Option #1 is to make it an ode to American exceptionalism; the belief that America has been peculiarly God-chosen and called as a nation state.   Our country, this option says, is God’s agent in the world and can do virtually anything with a presumption of innocence.  It is not accountable to anyone or anything except God.   Sermons in this option are usually accompanied by flag waving, patriotic music and stirring calls to honor our country.

Option #2 is what I call the “God mend thine every flaw” option.  It seeks to be patriotic without being nationalistic.  It strives to see America as a gift from God but it equates “America” with ideals such as freedom of religion, freedom of expression and equal justice for all.   I use the words “seeks” and “strives” because these are touchy sermons to give.  Can we be patriotic and, at the same time, critical?  Sermons under this option can call for us to being better, individually and collectively, at expressing and living these values but they always run the risk of being emotional downers.

Option #3 is to ignore the day and give a sermon on whatever topic you want.  In choosing this option our pastor used “you are the light of the world” as his topic, and without straying into either option 1 or 2, exhorted us to be the light.  He never actually said that America is the light of the world, nor did he exhort us as a country to be a better light, but I am pretty sure that adherents of either option could read their theme into his words.

When my wife and I lived overseas we grew to love American symbols deeply.  I will never forget the day, after months of living in Sri Lanka, that I had to go to the U.S. embassy and actually had tears come to my eyes at the sight of the American flag flapping in the breeze.  We took to travelling to attend the annual embassy-led 4th of July gathering with the hundred or so other Americans in the country.  I don’t think we will ever lose that lump-in-your-throat feeling that comes when we ponder our land.

But patriotism for me does not mean I must think that America is the only God-favored nation on the planet or that it has a unique place in God’s providential plan.  Like all human societies it is not “the City of God.”  As a Christian I believe that my primary citizenship is in the Kingdom of Heaven.  My love for, and loyalty to, my country must always be in a subordinate place.

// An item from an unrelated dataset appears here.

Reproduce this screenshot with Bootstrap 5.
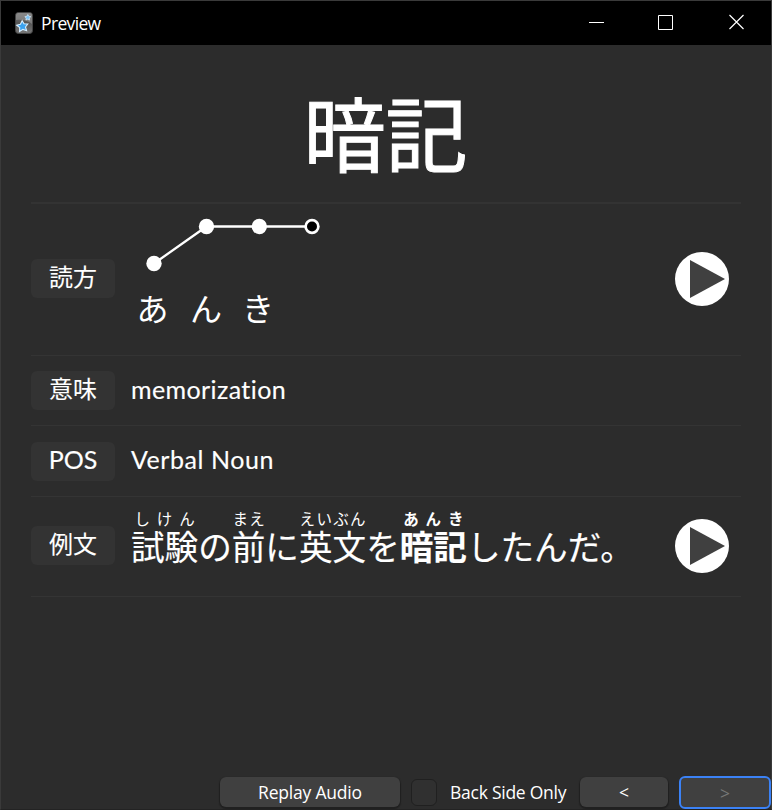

This afternoon my extended family will gather for a 4th of July celebration.  Fireworks will go off in the neighborhood continually.  (We, of course, won’t be setting off any of those illegal fireworks.  Ahem.)  Perhaps I can use some of that time be thankful both for my country and the day when my citizenship in the Kingdom of Heaven will be fully realized.


From → Christianity

  1. I’m a big fan of option 3, myself. Our pastor, in fact, unless I missed it, didn’t even mention July 4th. He continued in his sermon series on prayer.

  2. Unfortunately many veer dangerously close to idolatry under the Option 1 mindset. But Option 3 is best. As you alluded, being a follower of Christ is the most important designation one should identify as.